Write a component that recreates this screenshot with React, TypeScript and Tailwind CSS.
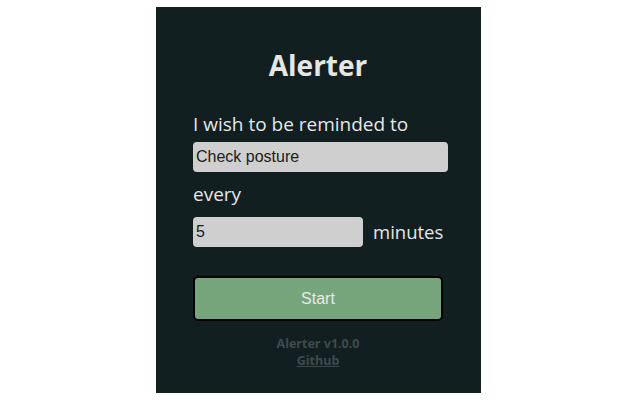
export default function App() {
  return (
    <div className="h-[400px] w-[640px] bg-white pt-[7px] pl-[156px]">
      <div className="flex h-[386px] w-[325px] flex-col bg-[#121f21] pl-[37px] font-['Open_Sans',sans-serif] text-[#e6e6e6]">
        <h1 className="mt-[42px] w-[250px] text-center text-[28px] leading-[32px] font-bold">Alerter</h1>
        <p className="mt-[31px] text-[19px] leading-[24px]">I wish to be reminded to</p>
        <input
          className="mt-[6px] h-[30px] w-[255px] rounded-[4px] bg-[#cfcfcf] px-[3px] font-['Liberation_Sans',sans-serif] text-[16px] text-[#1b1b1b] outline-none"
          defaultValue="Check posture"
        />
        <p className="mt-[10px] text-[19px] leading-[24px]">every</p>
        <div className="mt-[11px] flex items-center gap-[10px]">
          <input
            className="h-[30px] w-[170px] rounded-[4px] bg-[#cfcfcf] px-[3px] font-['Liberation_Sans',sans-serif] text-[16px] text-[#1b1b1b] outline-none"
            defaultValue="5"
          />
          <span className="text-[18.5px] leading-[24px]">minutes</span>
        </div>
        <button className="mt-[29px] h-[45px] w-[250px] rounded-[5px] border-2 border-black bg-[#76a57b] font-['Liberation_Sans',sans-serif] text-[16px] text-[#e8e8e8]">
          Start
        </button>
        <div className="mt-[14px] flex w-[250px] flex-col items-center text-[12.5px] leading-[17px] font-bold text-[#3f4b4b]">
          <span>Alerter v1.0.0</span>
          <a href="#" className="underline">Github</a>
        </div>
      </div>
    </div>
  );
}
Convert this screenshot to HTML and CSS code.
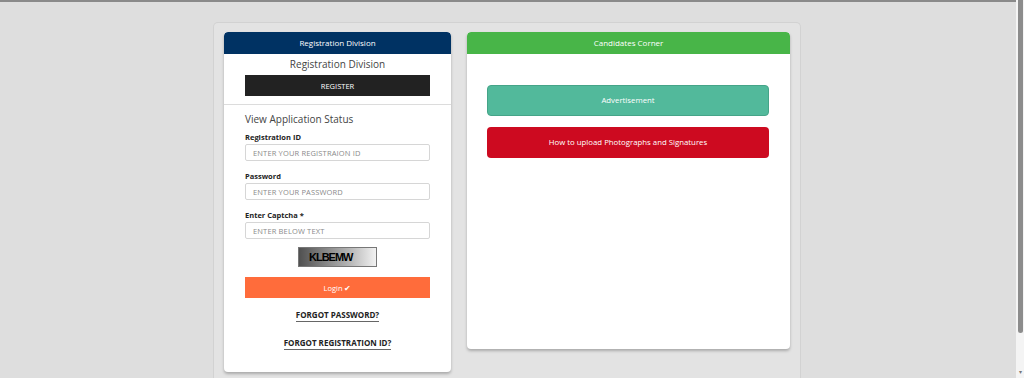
------------------------------------------------
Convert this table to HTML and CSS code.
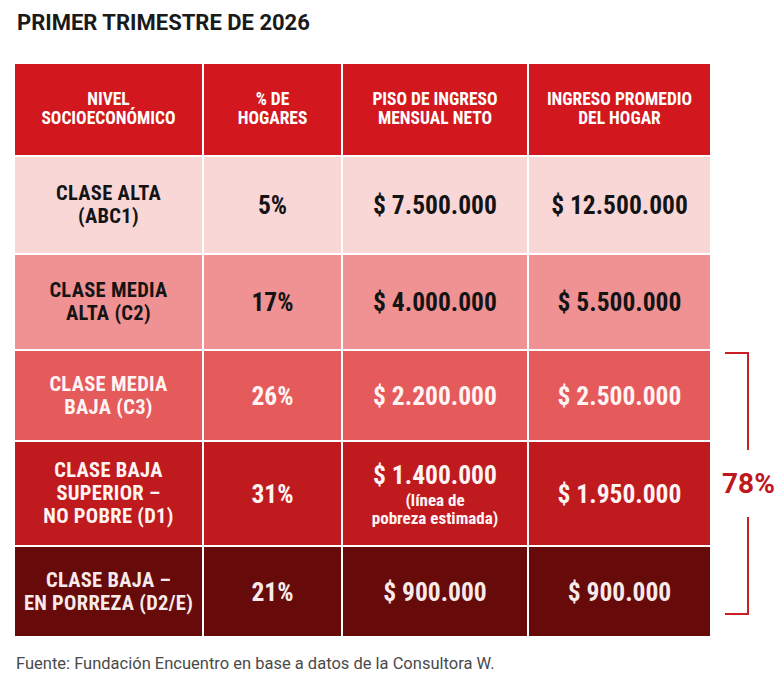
------------------------------------------------
**Aim of the exercise**
Any pictures should be left out. Reproduce every line from the one holding "Write a component" down to the one holding "Convert this screenshot to HTML and CSS code.", both of those lines included.

**Full solution**
Write a component that recreates this screenshot with React, TypeScript and Tailwind CSS.
export default function App() {
  return (
    <div className="h-[400px] w-[640px] bg-white pt-[7px] pl-[156px]">
      <div className="flex h-[386px] w-[325px] flex-col bg-[#121f21] pl-[37px] font-['Open_Sans',sans-serif] text-[#e6e6e6]">
        <h1 className="mt-[42px] w-[250px] text-center text-[28px] leading-[32px] font-bold">Alerter</h1>
        <p className="mt-[31px] text-[19px] leading-[24px]">I wish to be reminded to</p>
        <input
          className="mt-[6px] h-[30px] w-[255px] rounded-[4px] bg-[#cfcfcf] px-[3px] font-['Liberation_Sans',sans-serif] text-[16px] text-[#1b1b1b] outline-none"
          defaultValue="Check posture"
        />
        <p className="mt-[10px] text-[19px] leading-[24px]">every</p>
        <div className="mt-[11px] flex items-center gap-[10px]">
          <input
            className="h-[30px] w-[170px] rounded-[4px] bg-[#cfcfcf] px-[3px] font-['Liberation_Sans',sans-serif] text-[16px] text-[#1b1b1b] outline-none"
            defaultValue="5"
          />
          <span className="text-[18.5px] leading-[24px]">minutes</span>
        </div>
        <button className="mt-[29px] h-[45px] w-[250px] rounded-[5px] border-2 border-black bg-[#76a57b] font-['Liberation_Sans',sans-serif] text-[16px] text-[#e8e8e8]">
          Start
        </button>
        <div className="mt-[14px] flex w-[250px] flex-col items-center text-[12.5px] leading-[17px] font-bold text-[#3f4b4b]">
          <span>Alerter v1.0.0</span>
          <a href="#" className="underline">Github</a>
        </div>
      </div>
    </div>
  );
}
Convert this screenshot to HTML and CSS code.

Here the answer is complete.